Always the Vampire

I took Saber’s hand and squeezed. “It seems that Saber is infected.”


Triton cut his gaze to Saber. “But Cos said the Void feeds on magical beings, not humans.”

“I’m somewhere in between,” Saber countered with a tight smile.

“Saber’s been in direct contact with super-sick vampires for weeks, Triton. You have to help us. Please.”

Triton gave a jerky nod. “I’ll call Cos again.”

But before he could reach for the cell phone on his desk, little bursts of hell broke loose.

Vibrations shimmied through the room, rattling the artifacts in their display cases. The floor beneath us heaved, and Triton’s creaky barrel chair lurched sideways.

Just as the three of us shot to our feet, the air in front of me shimmered like a heat wave rising from summer-baked pavement. The shimmer solidified into the human form of Cosmil, but he looked nothing like I remembered. Not the Santa in a sapphire wizard cape, not his scruffy carriage driver guise.

Instead, he looked like he’d been on the bad end of a back-alley brawl, inky dirt streaking and rips rending his white duck pants and tunic.

And then there was the blood.

So much smeared blood.

In another instant, Cosmil collapsed.





THREE




Triton and Saber leaped to grab Cosmil by the arms before he smacked face-first into the tiled floor.

I fought nausea. Not from the sight of blood, but from the smell. Coppery tinged with the taint of tar, like newly laid asphalt.

“Tell me what happened,” Saber said, kicking into cop mode.

“Attacked,” Cosmil gasped. “Void in the Veil.”

“The Veil,” Triton supplied, “is what he calls the passageway between dimensions. Think wormhole with scenery.”

The injured wizard inhaled a raspy breath. “Get me home. Pandora at risk.”

My chest ached with fear as his eyes fluttered closed. It hurt to see the quiet, confident wizard as an old, beaten man, but to lose him and Pandora, too? The panther shifter might be a cryptic critter, but she’d pawed her way into my heart. We had to save them. Both of them.

“We can take him out the back,” Triton was saying to Saber.

“Done. I’ll drive, you follow.”

“I can drive him,” Triton argued.

“Yeah, but I’ve got lights and sirens.”

Saber fished his keys out of his jeans and tossed them to me. “Pull the car around, Cesca.”

I sprinted through the store and outside, beeped the locks, and climbed into Saber’s black SUV. In no more than a minute, I’d cut across an empty lot, dodged five old oak trees along the way, and angled the car behind Triton’s store at the rear entrance. With the passenger-side door toward the building and Saber’s tinted windows providing extra cover, a causal observer would see nothing amiss.

Like the bloodied man Saber and Triton half carried between them.

“Lay the passenger seat back,” Saber commanded. “As far as it will go.”

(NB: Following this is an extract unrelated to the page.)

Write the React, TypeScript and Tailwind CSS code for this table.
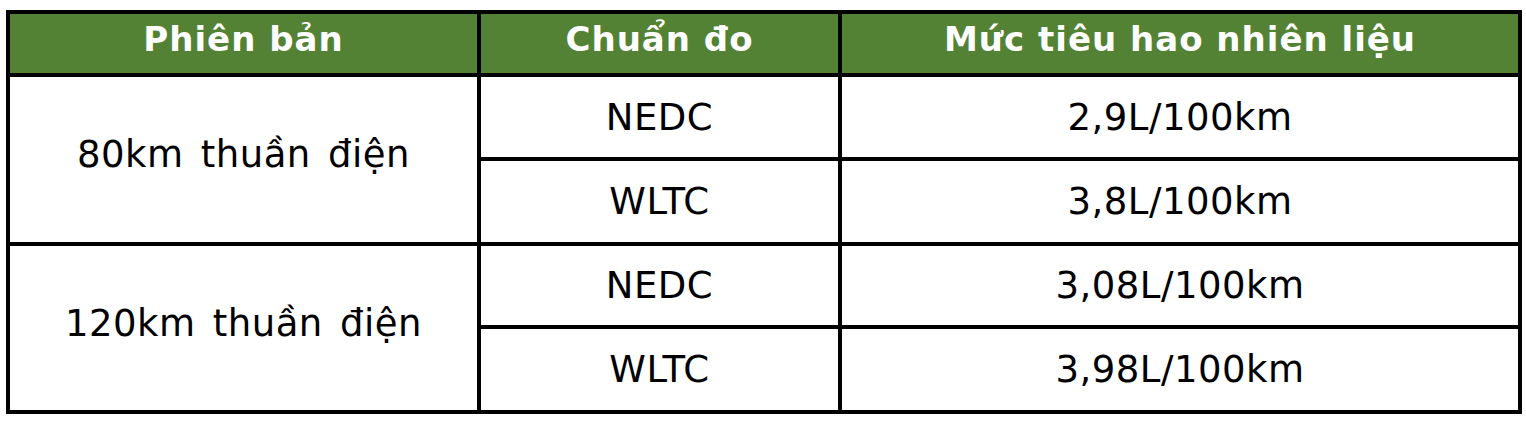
const rows = [
  {
    version: "80km thuần điện",
    items: [
      { standard: "NEDC", value: "2,9L/100km" },
      { standard: "WLTC", value: "3,8L/100km" },
    ],
  },
  {
    version: "120km thuần điện",
    items: [
      { standard: "NEDC", value: "3,08L/100km" },
      { standard: "WLTC", value: "3,98L/100km" },
    ],
  },
];

const head = "flex items-center justify-center bg-[#548235] pb-[10px] text-[34px] font-bold leading-none tracking-[1px] text-white";
const cell = "flex items-center justify-center bg-white text-[37px] leading-none tracking-[0.5px] [word-spacing:5px] text-black";

export default function App() {
  return (
    <div className="min-h-screen bg-white pt-[10px] pl-[6px]" style={{ fontFamily: '"DejaVu Sans", sans-serif' }}>
      <div className="grid w-[1516px] grid-cols-[467px_357px_676px] grid-rows-[59px_80px_81px_79px_81px] gap-[4px] bg-black p-[4px]">
        <div className={head}>Phiên bản</div>
        <div className={head}>Chuẩn đo</div>
        <div className={head}>Mức tiêu hao nhiên liệu</div>

        {rows.map((row, i) => (
          <div key={row.version} className="contents">
            <div className={`${cell} row-span-2 pb-[10px]`}>{row.version}</div>
            {row.items.map((item, j) => (
              <div key={`${i}-${j}`} className="contents">
                <div className={cell}>{item.standard}</div>
                <div className={cell}>{item.value}</div>
              </div>
            ))}
          </div>
        ))}
      </div>
    </div>
  );
}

I reclined the seat then scooted out of the way to watch the guys load Cosmil in the car. Saber buckled him in and slammed the door.

“Okay,” he said, grabbing my hand. “Triton gave me directions, but keep your phone on in case I need to check them.”

“I will.”

He gave me a peck on the cheek and sprinted around to the driver’s door.

“We’re right behind you,” Triton called as Saber got in the car.

I watched Saber peel out, then Triton nudged me. “Move, Cesca. Help me lock up.”

We sped back inside, down a hall, and through to the shop proper. I followed Triton’s instruction to flip the dead bolt on the main door, and he set the security alarm mounted near his desk. His movements were quick and efficient, just the way I remembered from watching him cast fishing nets centuries ago, but I caught the fine tremor of tension in his hands and the worry in his eyes.

When we exited in the back, Triton bounded up the wooden exterior stairway I assumed led to his apartment. I trailed after him but waited on the small, east-facing deck filled with potted plants while he ducked inside. Seconds later, he emerged with a gray duffel bag.

“Just a few more things to get,” he said as he locked up.

He strode to a monster-sized wood fern in a glazed yellow pot at the left corner of the deck and thrust his hand in the middle of it, ignoring the tiny sparks that fizzled on the fronds.

“Catch.”

Good thing for vampire reflexes, because he tossed a missile at me. When I looked at the object in my stinging hand, I saw the amulet. Immediately, the hexagon-shaped crystal, shot with silver and gold lines and framed in copper, pulsed in my palm, warm and steady as a heartbeat.

“Tell me you don’t leave this out in the open where anyone could take it.”

“The fern hides it,” he said as he crossed to the same fern in a matching pot in the right corner of the deck. “Plus Cos has warded the whole place against theft.”

“Then why the alarm system for the shop?”